- [The task] Identify the lines holding "this" and copy them.
---- Collected data
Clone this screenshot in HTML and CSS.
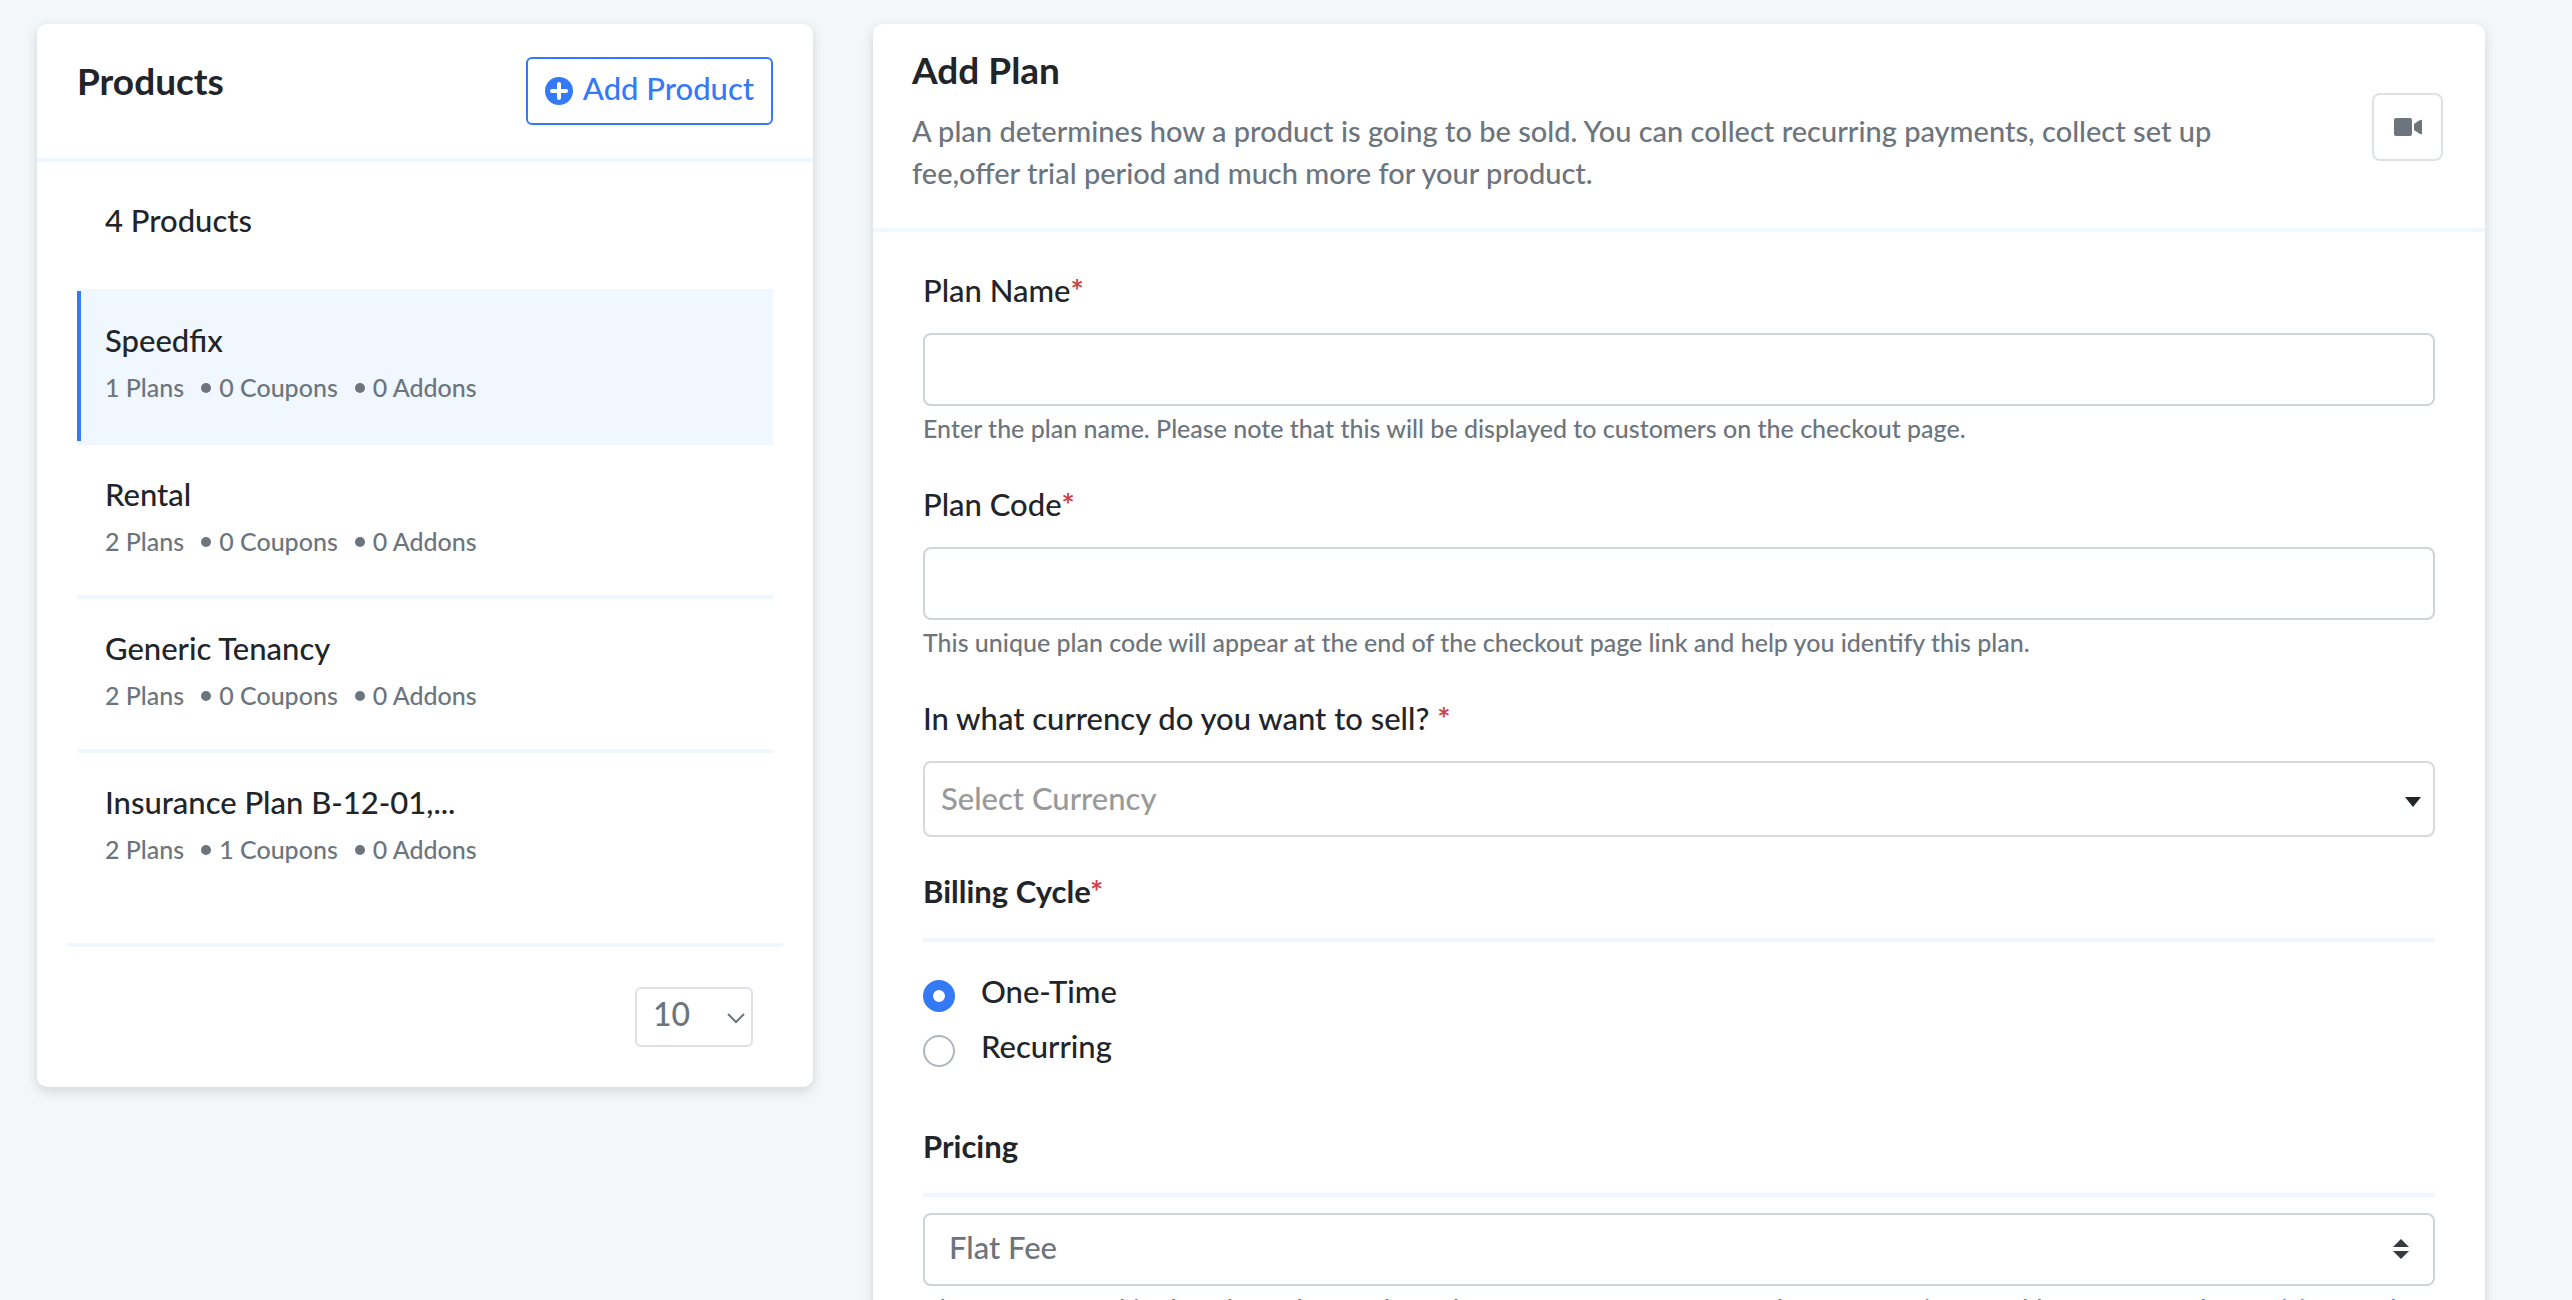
FILE: index.html
```html
<!DOCTYPE html>
<html lang="en">
<head>
<meta charset="utf-8">
<title>Add Plan</title>
<link rel="stylesheet" href="styles.css">
</head>
<body>
<main class="layout">
  <section class="card products">
    <header class="products-head">
      <h1 class="title">Products</h1>
      <button type="button" class="btn-add">
        <svg class="icon-plus" viewBox="0 0 28 28" aria-hidden="true"><circle cx="14" cy="14" r="14"/><path d="M14 7v14M7 14h14"/></svg>
        <span>Add Product</span>
      </button>
    </header>
    <div class="products-body">
      <p class="count">4 Products</p>
      <ul class="list">
        <li class="item item-active">
          <a class="item-link" href="#"><span class="name">Speedfix</span>
          <span class="meta"><span>1 Plans</span><span class="dot">0 Coupons</span><span class="dot">0 Addons</span></span></a>
        </li>
        <li class="item">
          <a class="item-link" href="#"><span class="name">Rental</span>
          <span class="meta"><span>2 Plans</span><span class="dot">0 Coupons</span><span class="dot">0 Addons</span></span></a>
        </li>
        <li class="item">
          <a class="item-link" href="#"><span class="name">Generic Tenancy</span>
          <span class="meta"><span>2 Plans</span><span class="dot">0 Coupons</span><span class="dot">0 Addons</span></span></a>
        </li>
        <li class="item">
          <a class="item-link" href="#"><span class="name">Insurance Plan B-12-01,...</span>
          <span class="meta"><span>2 Plans</span><span class="dot">1 Coupons</span><span class="dot">0 Addons</span></span></a>
        </li>
      </ul>
    </div>
    <footer class="products-foot">
      <div class="pager">
        <select class="page-size" aria-label="Products per page"><option>10</option></select>
        <svg class="pager-arrow" viewBox="0 0 18 12" aria-hidden="true"><path d="M1 2l8 8 8-8"/></svg>
      </div>
    </footer>
  </section>

  <section class="card plan">
    <header class="plan-head">
      <div class="plan-intro">
        <h2 class="title">Add Plan</h2>
        <p class="lead">A plan determines how a product is going to be sold. You can collect recurring payments, collect set up<br>fee,offer trial period and much more for your product.</p>
      </div>
      <button type="button" class="btn-video" aria-label="Watch video">
        <svg class="icon-video" viewBox="0 0 28 18" aria-hidden="true"><path d="M2 0h14q2 0 2 2v14q0 2-2 2H2q-2 0-2-2V2Q0 0 2 0zM20 6l6-4q2-1 2 1v12q0 2-2 1l-6-4z"/></svg>
      </button>
    </header>
    <form class="form">
      <div class="field">
        <label class="label" for="plan-name">Plan Name<span class="req">*</span></label>
        <input class="control" type="text" id="plan-name">
        <p class="help">Enter the plan name. Please note that this will be displayed to customers on the checkout page.</p>
      </div>
      <div class="field">
        <label class="label" for="plan-code">Plan Code<span class="req">*</span></label>
        <input class="control" type="text" id="plan-code">
        <p class="help">This unique plan code will appear at the end of the checkout page link and help you identify this plan.</p>
      </div>
      <div class="field field-last">
        <label class="label" for="currency">In what currency do you want to sell? <span class="req">*</span></label>
        <div class="picker">
          <select class="control control-currency" id="currency"><option>Select Currency</option></select>
          <svg class="arrow-down" viewBox="0 0 16 10" aria-hidden="true"><path d="M0 0h16l-8 10z"/></svg>
        </div>
      </div>
      <fieldset class="group">
        <legend class="group-title">Billing Cycle<span class="req">*</span></legend>
        <div class="radios">
          <label class="radio"><input type="radio" name="cycle" checked><span>One-Time</span></label>
          <label class="radio"><input type="radio" name="cycle"><span>Recurring</span></label>
        </div>
      </fieldset>
      <fieldset class="group">
        <legend class="group-title">Pricing</legend>
        <div class="picker picker-pricing">
          <select class="control control-pricing" aria-label="Pricing"><option>Flat Fee</option></select>
          <svg class="arrow-both" viewBox="0 0 16 20" aria-hidden="true"><path d="M0 8h16L8 0zM0 12h16l-8 8z"/></svg>
        </div>
        <p class="help">Choose a fee for this plan, charged for each purchase on your page, no matter how many units are sold. <a class="help-link" href="#">Know more about pricing for plans</a></p>
      </fieldset>
    </form>
  </section>
</main>
</body>
</html>
```
FILE: styles.css
```css
* { box-sizing: border-box; }

body {
  margin: 0;
  background: #f3f7fa;
  color: #212529;
  font-family: Lato, "Noto Sans", sans-serif;
  font-size: 31px;
  font-weight: 500;
  line-height: 44px;
}

h1, h2, p, ul, fieldset, legend { margin: 0; padding: 0; border: 0; }
ul { list-style: none; }
a { color: inherit; text-decoration: none; }
button, input, select { font: inherit; color: inherit; }
svg { display: block; }

.layout {
  display: grid;
  grid-template-columns: 776fr 1612fr;
  gap: 60px;
  align-items: start;
  padding: 24px 87px 0 37px;
  height: 100vh;
  overflow: hidden;
}

.card {
  background: #fff;
  border-radius: 10px;
  box-shadow: 0 4px 12px rgba(33, 37, 41, .16);
}

.title { font-size: 37px; line-height: 44px; font-weight: 700; }

.products-head {
  display: flex;
  justify-content: space-between;
  align-items: flex-start;
  padding: 33px 40px;
  border-bottom: 4px solid #f0f7ff;
}
.products-head .title { padding-top: 2px; }

.btn-add {
  display: flex;
  align-items: center;
  gap: 10px;
  height: 68px;
  padding: 0 17px;
  border: 2px solid #347af6;
  border-radius: 6px;
  background: #fff;
  color: #347af6;
}
.btn-add span { padding-bottom: 6px; }
.icon-plus { width: 28px; height: 28px; fill: #347af6; stroke: #fff; stroke-width: 4; stroke-linecap: round; }
.icon-plus circle { stroke: none; }

.products-body { padding: 36px 40px 0; }
.count { padding: 0 28px 47px; }

.item { border-bottom: 4px solid #f0f7ff; height: 154px; }
.item:first-child { height: 156px; }
.item:last-child { border: 0; }
.item-link { display: block; height: 150px; padding: 25px 24px; border-left: 4px solid transparent; }
.item-active { background: #f0f7ff; padding-top: 2px; }
.item-active .item-link { border-color: #347af6; }
.name { display: block; line-height: 48px; }
.meta { display: flex; gap: 17px; font-size: 25px; line-height: 46px; color: #6c757d; }
.dot::before {
  content: "";
  display: inline-block;
  width: 10px;
  height: 10px;
  margin-right: 8px;
  border-radius: 50%;
  background: #6c757d;
  vertical-align: 4px;
}

.products-foot {
  display: flex;
  justify-content: flex-end;
  margin: 36px 30px 0;
  padding: 40px 30px;
  border-top: 4px solid #f0f7ff;
}
.pager, .picker { position: relative; }
.page-size {
  display: block;
  appearance: none;
  width: 118px;
  height: 60px;
  padding: 0 16px 6px;
  border: 2px solid #dee2e6;
  border-radius: 6px;
  background: #fff;
  color: #6c757d;
  font-size: 32px;
}
.pager-arrow { position: absolute; right: 8px; top: 25px; width: 18px; height: 12px; fill: none; stroke: #6c757d; stroke-width: 2; }

.plan-head {
  display: flex;
  justify-content: space-between;
  align-items: center;
  padding: 2px 42px 0 39px;
  border-bottom: 4px solid #f0f7ff;
}
.plan-intro { padding: 22px 0 34px; }
.lead { padding-top: 18px; font-size: 29px; line-height: 42px; color: #6c757d; }
.btn-video {
  display: grid;
  place-items: center;
  width: 71px;
  height: 68px;
  border: 2px solid #dee2e6;
  border-radius: 8px;
  background: #fff;
}
.icon-video { width: 28px; height: 18px; fill: #6c757d; }

.form { padding: 36px 50px; }
.field { padding-bottom: 37px; }
.field-last { padding-bottom: 32px; }
.label { display: block; padding-bottom: 21px; }
.req { color: #cb444a; font-weight: 700; }
.control {
  display: block;
  width: 100%;
  height: 73px;
  border: 2px solid #ced4da;
  border-radius: 8px;
  background: #fff;
  appearance: none;
}
.help { padding-top: 5px; font-size: 25px; line-height: 34px; color: #6c757d; }
.help-link { color: #347af6; }
.control-currency { height: 76px; padding: 0 16px 2px; border-color: #d9d9d9; color: #999; }
.arrow-down { position: absolute; right: 14px; top: 36px; width: 16px; height: 10px; fill: #212529; }
.control-pricing { padding: 0 24px 6px; color: #6c757d; }
.arrow-both { position: absolute; right: 26px; top: 42px; width: 16px; height: 20px; fill: #343a40; }

.group-title { display: block; width: 100%; padding-bottom: 25px; border-bottom: 4px solid #f0f7ff; font-weight: 700; }
.radios { padding: 26px 0 46px; }
.radio { display: flex; align-items: center; gap: 26px; height: 55px; }
.radio input {
  appearance: none;
  width: 32px;
  height: 32px;
  margin: 0;
  border: 2px solid #adb5bd;
  border-radius: 50%;
}
.radio input:checked { border: 10px solid #347af6; }
.radio span { padding-bottom: 10px; }
.picker-pricing { padding-top: 16px; }
```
--------
- [The output]
Clone this screenshot in HTML and CSS.
        <p class="help">Enter the plan name. Please note that this will be displayed to customers on the checkout page.</p>
        <p class="help">This unique plan code will appear at the end of the checkout page link and help you identify this plan.</p>
        <p class="help">Choose a fee for this plan, charged for each purchase on your page, no matter how many units are sold. <a class="help-link" href="#">Know more about pricing for plans</a></p>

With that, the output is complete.